My original csv file of Ambassador data lists their location in 'city', 'state', 'country' form. In order to plot points on a map, having the coordinates (latitude and longitude) of each location is important. 

In [None]:
with open('google_credentials.json') as creds:
    google_credentials = json.load(creds)


In [None]:
from geopy import geocoders
g = geocoders.GoogleV3(google_credentials['api_key']) #you need a GoogleV3 API key

#create empty lists for latitude and longitude
lats = []
lons = []
   
for i in dfToList:
    location = g.geocode(i, timeout=10)
    lats.append(location.latitude)
    lons.append(location.longitude)


In [None]:
#add longitudes and latitudes to my table 
df['Longitude'] = lons
df['Latitude'] = lats

#change order of columns (because I am perfectionist and want things in a certain order)
df = df[['City', 'State', 'Country', 'Full Address', 'Longitude', 'Latitude', 'Region', 'Institution/Organization', 'Domain']]

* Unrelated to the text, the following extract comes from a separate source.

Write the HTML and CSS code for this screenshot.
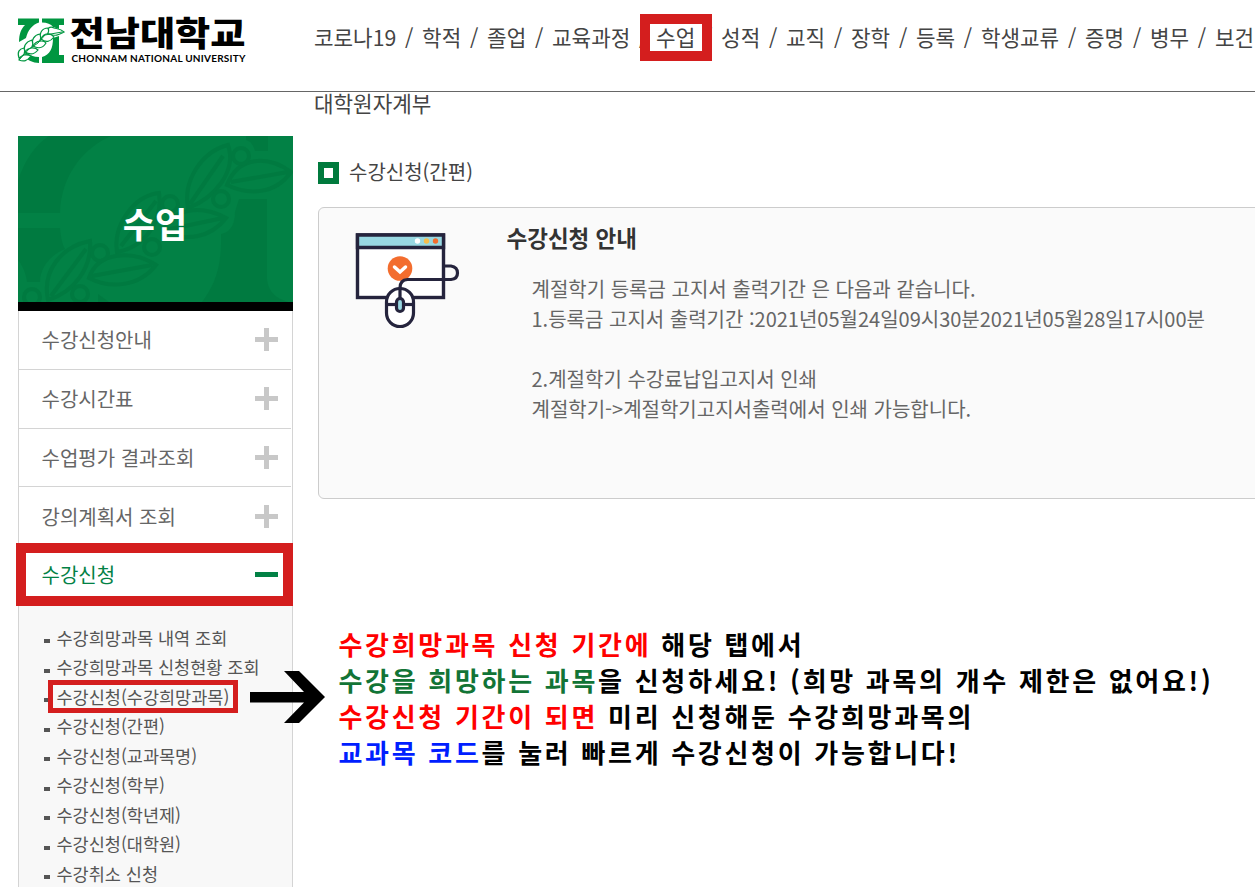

#save table to new CSV file and remove the Index from CSV file (you don't have to do this step)
df.to_csv('ambassadors_list_shortened.csv', index=False)

#let's see what our data look like
df.head()

## Let's Make Maps!

In [None]:
#make the figure bigger
plt.figure(figsize=(16,12))

#set up map details
my_map = Basemap(projection='robin', lat_0=0, lon_0=0,
              resolution='l', area_thresh=1000.0)

#draws continents and coastlines
my_map.drawcoastlines()
#draws countries
my_map.drawcountries()
#fills in continents with color
my_map.fillcontinents(color='lightgray',lake_color='lightblue')
#cleans up map boundary and fills the ocean color
my_map.drawmapboundary(fill_color='lightblue')
#sets x to be longitude and y to be latitude
x,y = my_map(lons, lats)
#plots lat & lon 
my_map.plot(x, y, 'ro', markersize=5)


font_title = {'family': 'sans-serif',
        'color':  'darkred',
        'weight': 'normal',
        'size': 22,
        }

font_footer = {'family': 'sans-serif',
        'color':  'gray',
        'weight': 'italic',
        'size': 12,
        }

plt.title("COS Ambassador Locations", fontdict=font_title)
plt.figtext(0.3,0.21, "Over 220 COS Ambassadors are represented on this map. One dot corresponds to one Ambassador.")
plt.savefig('ambassador_locations.png')
plt.show()

In [None]:
#make the figure bigger
plt.figure(figsize=(16,12))

#setting up map details like type of map (aka 'projection')
my_map = Basemap(projection='cyl', llcrnrlat=-75,urcrnrlat=75,
            llcrnrlon=-180, urcrnrlon=180, resolution='c', area_thresh=1000.0)

#draws continents and coastlines
my_map.drawcoastlines()
#draws countries
my_map.drawcountries()
#fills in continents with color
my_map.fillcontinents(color='lightgray',lake_color='lightblue')
#cleans up map boundary and fills the ocean color
my_map.drawmapboundary(fill_color='lightblue')
#sets x to be longitude and y to be latitude
x,y = my_map(lons, lats)
#plots lat & lon 
my_map.plot(x, y, 'ro', markersize=5)

plt.show()





### Part 2: Let's Make an Interactive Map!


In [None]:
import folium 

In [None]:
#remember that CSV we saved earlier? I want to use it here. 
df = pd.read_csv('ambassadors_list_shortened.csv')

#let's see what our data look like
df.head()

In [None]:
#for the interactive map I want to create, I need three pieces of info: latitude, longitude, and address
#I create lists for latitude, longitude, and address
lat = list(df['Latitude'])
lon = list(df['Longitude'])
location = list(df['Full Address'])

#printed the first entry in my dataset to make sure it is what I anticipated
print(location[0])
print(lon[0])
print(lat[0])



In [None]:
map = folium.Map(location=[0,0], #latitude and longitude of where my map is centered when it loads on the screen
    tiles='CartoDB positron', #type of map projection
    zoom_start=1.5, #bigger zoom number, the closer in it will be 
    max_zoom=10)


for lat, lon, location in zip(lat, lon, location):
    folium.CircleMarker(location=[lat, lon], 
                       radius = 2,
                       color = 'blue',
                       popup = location).add_to(map)



In [None]:
#save our map as an html file 
map.save("ambassador_locations_map.html")

#let's see what our map looks like.
map